* start Information supplied *

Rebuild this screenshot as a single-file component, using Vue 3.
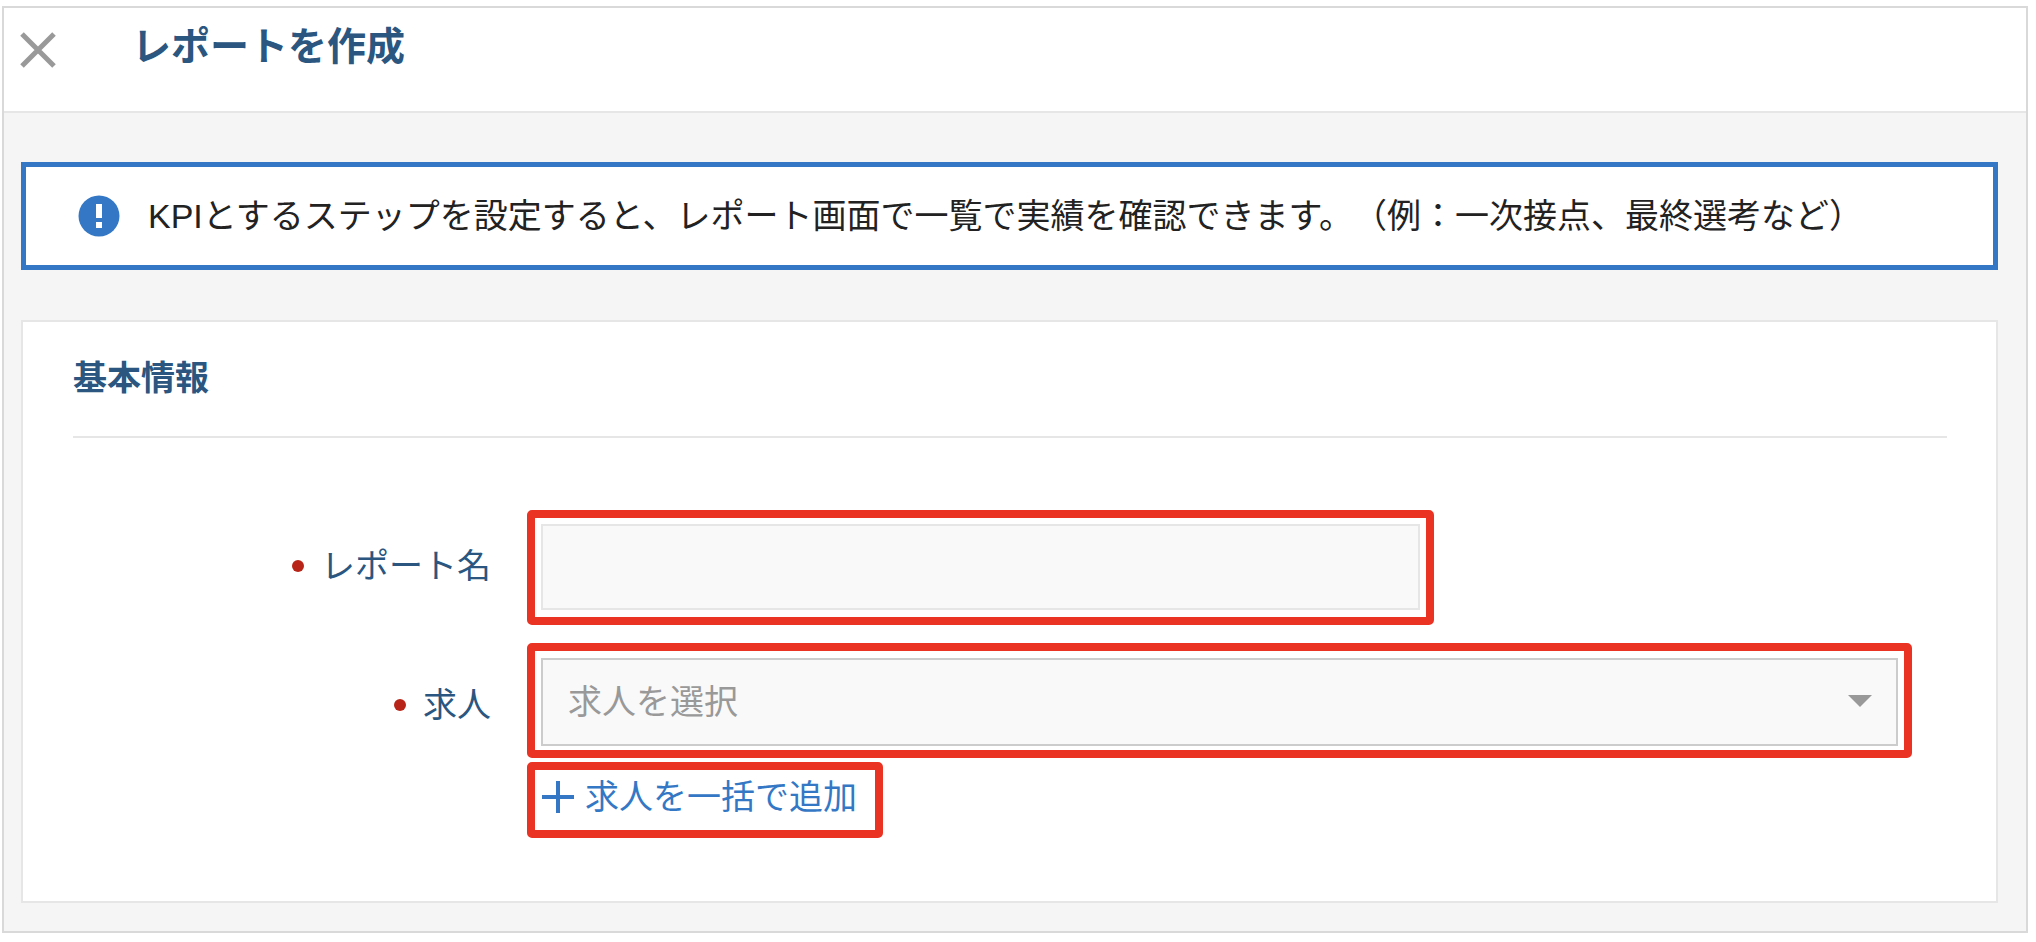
<script setup>
import { ref } from 'vue'

const reportName = ref('')
const job = ref('')
</script>

<template>
  <main class="modal">
    <header class="modal-header">
      <button class="close" type="button" aria-label="閉じる">
        <svg width="36" height="36" viewBox="0 0 36 36" aria-hidden="true">
          <path d="M2 2 34 34M34 2 2 34" fill="none" stroke="#999" stroke-width="5" />
        </svg>
      </button>
      <h1 class="title">レポートを作成</h1>
    </header>

    <div class="content">
      <div class="notice" role="note">
        <svg class="notice-icon" width="42" height="42" viewBox="0 0 42 42" aria-hidden="true">
          <circle cx="21" cy="21" r="20.5" fill="#3478c5" />
          <path d="M18 9h6v14h-6zM18 27h6v6h-6z" fill="#fff" />
        </svg>
        <p class="notice-text">KPIとするステップを設定すると、レポート画面で一覧で実績を確認できます。（例：一次接点、最終選考など）</p>
      </div>

      <section class="card">
        <h2 class="card-title">基本情報</h2>
        <form class="form" @submit.prevent>
          <div class="row">
            <label class="label" for="report-name"><span class="required"></span>レポート名</label>
            <div class="frame frame-name">
              <input id="report-name" v-model="reportName" class="control" type="text" />
            </div>
          </div>
          <div class="row row-job">
            <label class="label" for="job"><span class="required"></span>求人</label>
            <div class="fields">
              <div class="frame frame-job">
                <select id="job" v-model="job" class="control control-select">
                  <option value="">求人を選択</option>
                </select>
                <svg class="arrow" width="24" height="12" viewBox="0 0 24 12" aria-hidden="true">
                  <path d="M0 0h24L12 12z" fill="#999" />
                </svg>
              </div>
              <div class="frame frame-add">
                <button class="add" type="button">
                  <svg width="32" height="32" viewBox="0 0 32 32" aria-hidden="true">
                    <path d="M16 0v32M0 16h32" fill="none" stroke="#3478c5" stroke-width="4" />
                  </svg>
                  求人を一括で追加
                </button>
              </div>
            </div>
          </div>
        </form>
      </section>
    </div>
  </main>
</template>

<style>
body {
  background: #fff;
}
</style>

<style scoped>
* {
  box-sizing: border-box;
}

.modal {
  margin: 6px 8px 9px 2px;
  border: 2px solid #d9d9d9;
  background: #f5f5f5;
  color: #222;
  font-family: "Liberation Sans", "Noto Sans CJK JP", sans-serif;
  font-size: 34px;
  line-height: 48px;
  text-spacing-trim: space-all;
}

h1,
h2,
p {
  margin: 0;
}

button,
input,
select {
  font: inherit;
}

.modal-header {
  display: flex;
  align-items: flex-start;
  gap: 76px;
  padding: 12px 16px 37px;
  border-bottom: 2px solid #e6e6e6;
  background: #fff;
}

.close {
  display: flex;
  margin-top: 12px;
  padding: 0;
  border: 0;
  background: none;
  cursor: pointer;
}

.title {
  color: #2a567f;
  font-size: 39px;
  line-height: 54px;
  font-weight: 700;
}

.content {
  padding: 49px 28px 28px 17px;
}

.notice {
  display: flex;
  align-items: center;
  gap: 28px;
  padding: 25px 51px 25px 52px;
  border: 5px solid #3478c5;
  background: #fff;
}

.notice-icon {
  flex: none;
}

.card {
  margin-top: 50px;
  padding: 32px 49px 63px 50px;
  border: 2px solid #e6e6e6;
  background: #fff;
}

.card-title {
  padding-bottom: 34px;
  border-bottom: 2px solid #e6e6e6;
  color: #2a567f;
  font-size: 34px;
  font-weight: 700;
}

.form {
  display: flex;
  flex-direction: column;
  gap: 18px;
  margin-top: 72px;
  padding-right: 35px;
}

.row {
  display: grid;
  grid-template-columns: 418px minmax(0, 1fr);
  column-gap: 36px;
  align-items: start;
}

.label {
  display: flex;
  align-items: center;
  justify-content: flex-end;
  gap: 17px;
  padding-top: 32px;
  color: #2a567f;
}

.row-job .label {
  padding-top: 38px;
}

.required {
  width: 12px;
  height: 12px;
  border-radius: 50%;
  background: #b82518;
}

.fields {
  display: flex;
  flex-direction: column;
  align-items: flex-start;
  gap: 4px;
}

.frame {
  position: relative;
  border: 8px solid #ea3323;
  border-radius: 5px;
}

.frame-name {
  width: 65.5%;
  padding: 6px 6px 7px;
}

.frame-job {
  width: 100%;
  padding: 7px 6px 4px;
}

.control {
  display: block;
  width: 100%;
  height: 86px;
  padding: 0 25px;
  border: 2px solid #e6e6e6;
  border-radius: 0;
  outline: 0;
  background: #f9f9f9;
  color: #222;
}

.control-select {
  height: 88px;
  border-color: #ccc;
  color: #999;
  appearance: none;
}

.arrow {
  position: absolute;
  top: 44px;
  right: 32px;
  pointer-events: none;
}

.frame-add {
  padding: 3px 18px 9px 7px;
}

.add {
  display: flex;
  align-items: center;
  gap: 11px;
  padding: 0;
  border: 0;
  background: none;
  color: #3478c5;
  cursor: pointer;
}
</style>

* end Information supplied *

• Stated exercise: Go through the listing above and quote it exactly, apart from its images.

• Written response:
Rebuild this screenshot as a single-file component, using Vue 3.
<script setup>
import { ref } from 'vue'

const reportName = ref('')
const job = ref('')
</script>

<template>
  <main class="modal">
    <header class="modal-header">
      <button class="close" type="button" aria-label="閉じる">
        <svg width="36" height="36" viewBox="0 0 36 36" aria-hidden="true">
          <path d="M2 2 34 34M34 2 2 34" fill="none" stroke="#999" stroke-width="5" />
        </svg>
      </button>
      <h1 class="title">レポートを作成</h1>
    </header>

    <div class="content">
      <div class="notice" role="note">
        <svg class="notice-icon" width="42" height="42" viewBox="0 0 42 42" aria-hidden="true">
          <circle cx="21" cy="21" r="20.5" fill="#3478c5" />
          <path d="M18 9h6v14h-6zM18 27h6v6h-6z" fill="#fff" />
        </svg>
        <p class="notice-text">KPIとするステップを設定すると、レポート画面で一覧で実績を確認できます。（例：一次接点、最終選考など）</p>
      </div>

      <section class="card">
        <h2 class="card-title">基本情報</h2>
        <form class="form" @submit.prevent>
          <div class="row">
            <label class="label" for="report-name"><span class="required"></span>レポート名</label>
            <div class="frame frame-name">
              <input id="report-name" v-model="reportName" class="control" type="text" />
            </div>
          </div>
          <div class="row row-job">
            <label class="label" for="job"><span class="required"></span>求人</label>
            <div class="fields">
              <div class="frame frame-job">
                <select id="job" v-model="job" class="control control-select">
                  <option value="">求人を選択</option>
                </select>
                <svg class="arrow" width="24" height="12" viewBox="0 0 24 12" aria-hidden="true">
                  <path d="M0 0h24L12 12z" fill="#999" />
                </svg>
              </div>
              <div class="frame frame-add">
                <button class="add" type="button">
                  <svg width="32" height="32" viewBox="0 0 32 32" aria-hidden="true">
                    <path d="M16 0v32M0 16h32" fill="none" stroke="#3478c5" stroke-width="4" />
                  </svg>
                  求人を一括で追加
                </button>
              </div>
            </div>
          </div>
        </form>
      </section>
    </div>
  </main>
</template>

<style>
body {
  background: #fff;
}
</style>

<style scoped>
* {
  box-sizing: border-box;
}

.modal {
  margin: 6px 8px 9px 2px;
  border: 2px solid #d9d9d9;
  background: #f5f5f5;
  color: #222;
  font-family: "Liberation Sans", "Noto Sans CJK JP", sans-serif;
  font-size: 34px;
  line-height: 48px;
  text-spacing-trim: space-all;
}

h1,
h2,
p {
  margin: 0;
}

button,
input,
select {
  font: inherit;
}

.modal-header {
  display: flex;
  align-items: flex-start;
  gap: 76px;
  padding: 12px 16px 37px;
  border-bottom: 2px solid #e6e6e6;
  background: #fff;
}

.close {
  display: flex;
  margin-top: 12px;
  padding: 0;
  border: 0;
  background: none;
  cursor: pointer;
}

.title {
  color: #2a567f;
  font-size: 39px;
  line-height: 54px;
  font-weight: 700;
}

.content {
  padding: 49px 28px 28px 17px;
}

.notice {
  display: flex;
  align-items: center;
  gap: 28px;
  padding: 25px 51px 25px 52px;
  border: 5px solid #3478c5;
  background: #fff;
}

.notice-icon {
  flex: none;
}

.card {
  margin-top: 50px;
  padding: 32px 49px 63px 50px;
  border: 2px solid #e6e6e6;
  background: #fff;
}

.card-title {
  padding-bottom: 34px;
  border-bottom: 2px solid #e6e6e6;
  color: #2a567f;
  font-size: 34px;
  font-weight: 700;
}

.form {
  display: flex;
  flex-direction: column;
  gap: 18px;
  margin-top: 72px;
  padding-right: 35px;
}

.row {
  display: grid;
  grid-template-columns: 418px minmax(0, 1fr);
  column-gap: 36px;
  align-items: start;
}

.label {
  display: flex;
  align-items: center;
  justify-content: flex-end;
  gap: 17px;
  padding-top: 32px;
  color: #2a567f;
}

.row-job .label {
  padding-top: 38px;
}

.required {
  width: 12px;
  height: 12px;
  border-radius: 50%;
  background: #b82518;
}

.fields {
  display: flex;
  flex-direction: column;
  align-items: flex-start;
  gap: 4px;
}

.frame {
  position: relative;
  border: 8px solid #ea3323;
  border-radius: 5px;
}

.frame-name {
  width: 65.5%;
  padding: 6px 6px 7px;
}

.frame-job {
  width: 100%;
  padding: 7px 6px 4px;
}

.control {
  display: block;
  width: 100%;
  height: 86px;
  padding: 0 25px;
  border: 2px solid #e6e6e6;
  border-radius: 0;
  outline: 0;
  background: #f9f9f9;
  color: #222;
}

.control-select {
  height: 88px;
  border-color: #ccc;
  color: #999;
  appearance: none;
}

.arrow {
  position: absolute;
  top: 44px;
  right: 32px;
  pointer-events: none;
}

.frame-add {
  padding: 3px 18px 9px 7px;
}

.add {
  display: flex;
  align-items: center;
  gap: 11px;
  padding: 0;
  border: 0;
  background: none;
  color: #3478c5;
  cursor: pointer;
}
</style>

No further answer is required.